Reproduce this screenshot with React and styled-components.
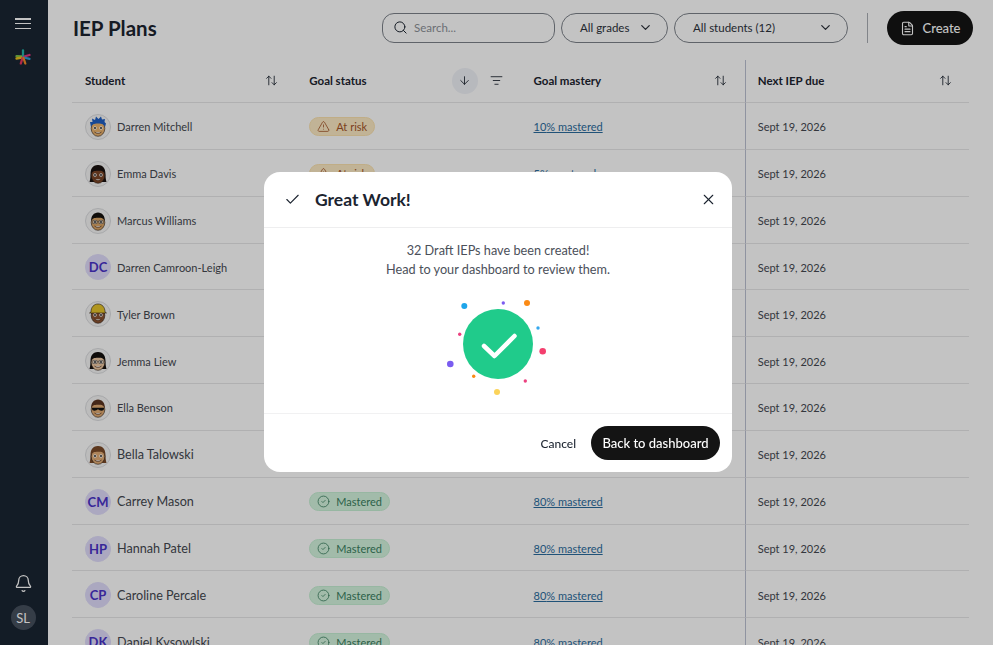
import React from 'react';
import styled, { createGlobalStyle } from 'styled-components';
import { ArrowUpDown, ArrowDown, ListFilter, Search, ChevronDown, FileText, Check, X, Bell, TriangleAlert, CircleCheck } from 'lucide-react';

const GlobalStyle = createGlobalStyle`
  html, body {
    margin: 0;
    height: 100%;
    overflow: hidden;
    background: #fff;
    font-family: Lato, "Liberation Sans", sans-serif;
  }
  * { box-sizing: border-box; }
`;

const Page = styled.div`
  display: flex;
  height: 645px;
  overflow: hidden;
  background: #fff;
`;

const Sidebar = styled.aside`
  width: 48px;
  flex-shrink: 0;
  background: #1a2532;
  display: flex;
  flex-direction: column;
  align-items: center;
  padding: 18px 2px 15px 0;
`;

const MenuBtn = styled.div`
  width: 16px;
  height: 11px;
  display: flex;
  flex-direction: column;
  justify-content: space-between;
  span {
    display: block;
    height: 1.5px;
    background: #fff;
  }
`;

const LogoWrap = styled.div`
  margin-top: 20px;
  height: 16px;
`;

const SideBottom = styled.div`
  margin-top: auto;
  display: flex;
  flex-direction: column;
  align-items: center;
  gap: 12px;
  color: #fff;
`;

const UserChip = styled.div`
  width: 25px;
  height: 25px;
  border-radius: 50%;
  background: #46505e;
  color: #fff;
  font-size: 13px;
  display: flex;
  align-items: center;
  justify-content: center;
`;

const Main = styled.main`
  flex: 1;
  min-width: 0;
  padding: 11px 20px 0 24px;
`;

const Toolbar = styled.header`
  display: flex;
  align-items: center;
  height: 34px;
`;

const Title = styled.h1`
  margin: 0 auto 0 1px;
  font-size: 20.5px;
  font-weight: 700;
  color: #1c2430;
`;

const SearchBox = styled.div`
  width: 173px;
  height: 30px;
  border: 1px solid #7d828a;
  border-radius: 12px;
  display: flex;
  align-items: center;
  gap: 6px;
  padding: 0 10px 1px;
  font-size: 11.5px;
  color: #8d9198;
  svg { color: #1c2430; }
`;

const Select = styled.div`
  margin-left: 6px;
  width: ${p => p.$w}px;
  height: 30px;
  border: 1px solid #7d828a;
  border-radius: 15px;
  display: flex;
  align-items: center;
  justify-content: space-between;
  padding: 0 14px 1px 18px;
  font-size: 11.5px;
  color: #2c323b;
`;

const Divider = styled.div`
  width: 1px;
  height: 30px;
  background: #a9adb3;
  margin: 0 19px;
`;

const CreateBtn = styled.button`
  width: 86px;
  height: 34px;
  border: 0;
  border-radius: 17px;
  background: #141414;
  color: #fff;
  font: 500 13px Lato, sans-serif;
  display: flex;
  align-items: center;
  justify-content: center;
  gap: 8px;
`;

const Table = styled.div`
  margin-top: 15px;
  display: grid;
  grid-template-columns: repeat(4, 224.25px);
`;

const HeadCell = styled.div`
  height: 43px;
  padding: 0 ${p => (p.$sticky ? 17 : 18)}px 1px ${p => (p.$sticky ? 12 : 13)}px;
  display: flex;
  align-items: center;
  gap: 12px;
  font-size: 11.5px;
  font-weight: 700;
  color: #1c2430;
  border-bottom: 1px solid #e6e6e8;
  ${p => p.$sticky && 'border-left: 1.5px solid #bcc0d2;'}
  span { margin-right: auto; }
`;

const SortedIcon = styled.div`
  width: 26px;
  height: 26px;
  border-radius: 50%;
  background: #f0f2f8;
  display: flex;
  align-items: center;
  justify-content: center;
`;

const Cell = styled.div`
  height: 46.85px;
  display: flex;
  align-items: center;
  padding: 2px 0 0 ${p => (p.$sticky ? 12 : 13)}px;
  font-size: ${p => (p.$big ? 12.6 : 11)}px;
  color: #444850;
  border-bottom: 1px solid #e6e6e8;
  ${p => p.$sticky && 'border-left: 1.5px solid #bcc0d2;'}
`;

const AvatarCircle = styled.div`
  width: 26px;
  height: 26px;
  border-radius: 50%;
  flex-shrink: 0;
  margin-right: 6px;
  overflow: hidden;
  display: flex;
  align-items: center;
  justify-content: center;
  background: ${p => (p.$initials ? '#e0dcfb' : '#f6f6f6')};
  border: 1px solid ${p => (p.$initials ? '#e0dcfb' : '#dcdde0')};
  color: #4a32c8;
  font-size: 13px;
  font-weight: 700;
`;

const Badge = styled.div`
  height: 19px;
  border-radius: 10px;
  padding: 0 7px 0 7px;
  display: flex;
  align-items: center;
  gap: 6px;
  font-size: 11px;
  color: ${p => (p.$risk ? '#a4552a' : '#3b7f5f')};
  background: ${p => (p.$risk ? '#fdebc4' : '#d4f5df')};
  border: 1px solid ${p => (p.$risk ? '#fbe2b0' : '#c6f0d4')};
`;

const MasteryLink = styled.a`
  font-size: 11px;
  color: #2b6c9e;
  text-decoration: underline;
`;

const Overlay = styled.div`
  position: fixed;
  inset: 0;
  background: rgba(0, 0, 0, 0.235);
  display: flex;
  align-items: center;
  justify-content: center;
  padding: 0 0 1px 3px;
`;

const Modal = styled.div`
  width: 468px;
  height: 300px;
  background: #fff;
  border-radius: 16px;
  display: flex;
  flex-direction: column;
`;

const ModalHead = styled.div`
  height: 56px;
  padding: 0 15px 0 20px;
  display: flex;
  align-items: center;
  border-bottom: 1px solid #eeeeef;
  color: #1c2430;
`;

const ModalTitle = styled.h2`
  margin: 0 auto 0 14px;
  font-size: 17.5px;
  font-weight: 700;
`;

const ModalBody = styled.div`
  flex: 1;
  padding-top: 13px;
  text-align: center;
  font-size: 12.7px;
  line-height: 19px;
  color: #4b505a;
  svg { display: block; margin: 17px auto 0; }
`;

const ModalFoot = styled.div`
  height: 59px;
  padding: 0 12px;
  display: flex;
  align-items: center;
  justify-content: flex-end;
  gap: 15px;
  border-top: 1px solid #f1f1f2;
`;

const CancelBtn = styled.button`
  border: 0;
  padding: 0;
  background: none;
  font: 500 12px Lato, sans-serif;
  color: #1c2430;
`;

const PrimaryBtn = styled.button`
  width: 129px;
  height: 34px;
  border: 0;
  border-radius: 17px;
  background: #141414;
  color: #fff;
  font: 500 13px Lato, sans-serif;
`;

const Logo = () => (
  <svg width="16" height="16" viewBox="0 0 16 16" fill="none" strokeWidth="2.3" strokeLinecap="round">
    <path d="M1.500 7.200 7 7.500" stroke="#7cc04a" />
    <path d="M1.500 9.500 7 8.500" stroke="#e8c21e" />
    <path d="M8 1.500V7" stroke="#1fb5a8" />
    <path d="M14.500 6 9 7.500" stroke="#e0357f" />
    <path d="M14.500 9.800 9 8.500" stroke="#2b9fd8" />
    <path d="M7.500 9 5.800 14.500" stroke="#e8355f" />
    <path d="M8.500 9l1.800 5.500" stroke="#f28c28" />
  </svg>
);

// little cartoon faces used for the student avatars
const Face = ({ skin, hair, hat, long, spiky, glasses, shades }) => (
  <svg width="24" height="24" viewBox="0 0 24 24">
    {long && <path d="M4.500 12c0-6 3-9 7.500-9s7.500 3 7.500 9c0 4 .5 6 1 8H3.500c.5-2 1-4 1-8z" fill={hair} />}
    <ellipse cx="12" cy="13.500" rx="6.800" ry="7.800" fill={skin} stroke="#2a1d14" strokeWidth=".6" />
    {hat && <path d="M5 10c0-5 3-8 7-8s7 3 7 8l1.500 1h-17z" fill={hat} stroke="#2a1d14" strokeWidth=".6" />}
    {spiky && <path d="M5 12 4 7l2.500 0L6 3.500l3 1.500L10 1.500l2.500 2.500L15 1.500l1 3 3-.5-.5 3 1.500 1.500L19 12c-1-2.500-2.500-3.500-7-3.500S6 9.500 5 12z" fill={hair} />}
    {!hat && !spiky && <path d="M5.300 12c-.5-5 2.700-8.500 6.700-8.500s7.200 3.500 6.700 8.500c-1-2.500-2.500-3.200-6.700-3.200S6.300 9.500 5.300 12z" fill={hair} />}
    {!shades && <g fill="#fff"><circle cx="9" cy="13" r="1.700" /><circle cx="15" cy="13" r="1.700" /></g>}
    {glasses && <path d="M6.700 11.600h4.400v2.800H6.700zM12.900 11.600h4.400v2.800h-4.400zM11.100 12.600h1.800" fill="none" stroke="#555" strokeWidth=".6" />}
    {shades
      ? <path d="M6 11.800h12v1c0 1-1 2-2.500 2s-2.500-1-3.500-1.500c-1 .5-2 1.500-3.500 1.500S6 13.800 6 12.800z" fill="#111" />
      : <g fill="#1c1c1c"><circle cx="9" cy="13" r=".9" /><circle cx="15" cy="13" r=".9" /></g>}
    <path d="M8.800 17.300c1.900 1.500 4.500 1.500 6.400 0" fill="#fff" stroke="#4a2a18" strokeWidth=".7" strokeLinecap="round" />
  </svg>
);

const Celebration = () => {
  const dots = [
    [463.3, 306, 3, '#1ea5ea'], [502.3, 303, 1.7, '#7c5cf0'], [526, 303, 3, '#fb8a14'],
    [537, 328, 1.7, '#35a8ee'], [458.7, 334.3, 1.7, '#ec4180'], [541.7, 351.3, 3.3, '#f43f6e'],
    [449.3, 364, 3.3, '#7a5cf0'], [472.7, 376.3, 1.7, '#fb8a14'], [524.3, 381, 1.7, '#ec4180'],
    [496, 392, 3, '#fbd35a'],
  ];
  return (
    <svg width="104" height="104" viewBox="445 296 104 104">
      <circle cx="497" cy="344" r="35" fill="#20cb8b" />
      <path d="M483 346l10.500 10 20-20" fill="none" stroke="#fff" strokeWidth="4.500" strokeLinecap="round" strokeLinejoin="round" />
      {dots.map(([x, y, r, c]) => <circle key={x} cx={x} cy={y} r={r} fill={c} />)}
    </svg>
  );
};

const students = [
  { name: 'Darren Mitchell', face: { skin: '#eab36f', hair: '#1f5fc4', spiky: true }, risk: true, pct: 10 },
  { name: 'Emma Davis', face: { skin: '#7a4526', hair: '#1a1210', long: true }, risk: true, pct: 5 },
  { name: 'Marcus Williams', face: { skin: '#dba566', hair: '#15110e', glasses: true }, risk: true, pct: 20 },
  { name: 'Darren Camroon-Leigh', initials: 'DC', risk: true, pct: 20 },
  { name: 'Tyler Brown', face: { skin: '#8a5230', hair: '#1a1210', hat: '#e6c52a' }, risk: true, pct: 30 },
  { name: 'Jemma Liew', face: { skin: '#eec9a2', hair: '#14100e', long: true, glasses: true }, risk: true, pct: 40 },
  { name: 'Ella Benson', face: { skin: '#e0aa72', hair: '#5a3420', shades: true }, risk: false, pct: 60 },
  { name: 'Bella Talowski', big: true, face: { skin: '#e2ad76', hair: '#7a4a28', long: true }, risk: false, pct: 70 },
  { name: 'Carrey Mason', big: true, initials: 'CM', pct: 80 },
  { name: 'Hannah Patel', big: true, initials: 'HP', pct: 80 },
  { name: 'Caroline Percale', big: true, initials: 'CP', pct: 80 },
  { name: 'Daniel Kysowlski', big: true, initials: 'DK', pct: 80 },
];

const Sort = () => <ArrowUpDown size={13} strokeWidth={1.6} color="#1c2430" />;

export default function App() {
  return (
    <Page>
      <GlobalStyle />
      <Sidebar>
        <MenuBtn><span /><span /><span /></MenuBtn>
        <LogoWrap><Logo /></LogoWrap>
        <SideBottom>
          <Bell size={19} strokeWidth={1.6} />
          <UserChip>SL</UserChip>
        </SideBottom>
      </Sidebar>
      <Main>
        <Toolbar>
          <Title>IEP Plans</Title>
          <SearchBox><Search size={15} strokeWidth={1.6} />Search...</SearchBox>
          <Select $w={107}>All grades<ChevronDown size={15} strokeWidth={2} /></Select>
          <Select $w={174}>All students (12)<ChevronDown size={15} strokeWidth={2} /></Select>
          <Divider />
          <CreateBtn><FileText size={15} strokeWidth={1.8} />Create</CreateBtn>
        </Toolbar>
        <Table>
          <HeadCell><span>Student</span><Sort /></HeadCell>
          <HeadCell>
            <span>Goal status</span>
            <SortedIcon><ArrowDown size={13} strokeWidth={1.6} /></SortedIcon>
            <ListFilter size={13} strokeWidth={1.6} />
          </HeadCell>
          <HeadCell><span>Goal mastery</span><Sort /></HeadCell>
          <HeadCell $sticky><span>Next IEP due</span><Sort /></HeadCell>
          {students.map(s => (
            <React.Fragment key={s.name}>
              <Cell $big={s.big}>
                <AvatarCircle $initials={!!s.initials}>{s.initials || <Face {...s.face} />}</AvatarCircle>
                {s.name}
              </Cell>
              <Cell>
                {s.risk
                  ? <Badge $risk><TriangleAlert size={13} strokeWidth={1.5} />At risk</Badge>
                  : <Badge><CircleCheck size={13} strokeWidth={1.5} />Mastered</Badge>}
              </Cell>
              <Cell><MasteryLink>{s.pct}% mastered</MasteryLink></Cell>
              <Cell $sticky>Sept 19, 2026</Cell>
            </React.Fragment>
          ))}
        </Table>
      </Main>
      <Overlay>
        <Modal>
          <ModalHead>
            <Check size={17} strokeWidth={1.6} />
            <ModalTitle>Great Work!</ModalTitle>
            <X size={17} strokeWidth={1.5} />
          </ModalHead>
          <ModalBody>
            32 Draft IEPs have been created!<br />
            Head to your dashboard to review them.
            <Celebration />
          </ModalBody>
          <ModalFoot>
            <CancelBtn>Cancel</CancelBtn>
            <PrimaryBtn>Back to dashboard</PrimaryBtn>
          </ModalFoot>
        </Modal>
      </Overlay>
    </Page>
  );
}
++++++++++++++++++++
[Request]
Restate exactly, please, only the lines between the start of the data and the line containing "Bell, TriangleAlert, CircleCheck", both ends included, skipping the pictures.

[Exercise answer]
Reproduce this screenshot with React and styled-components.
import React from 'react';
import styled, { createGlobalStyle } from 'styled-components';
import { ArrowUpDown, ArrowDown, ListFilter, Search, ChevronDown, FileText, Check, X, Bell, TriangleAlert, CircleCheck } from 'lucide-react';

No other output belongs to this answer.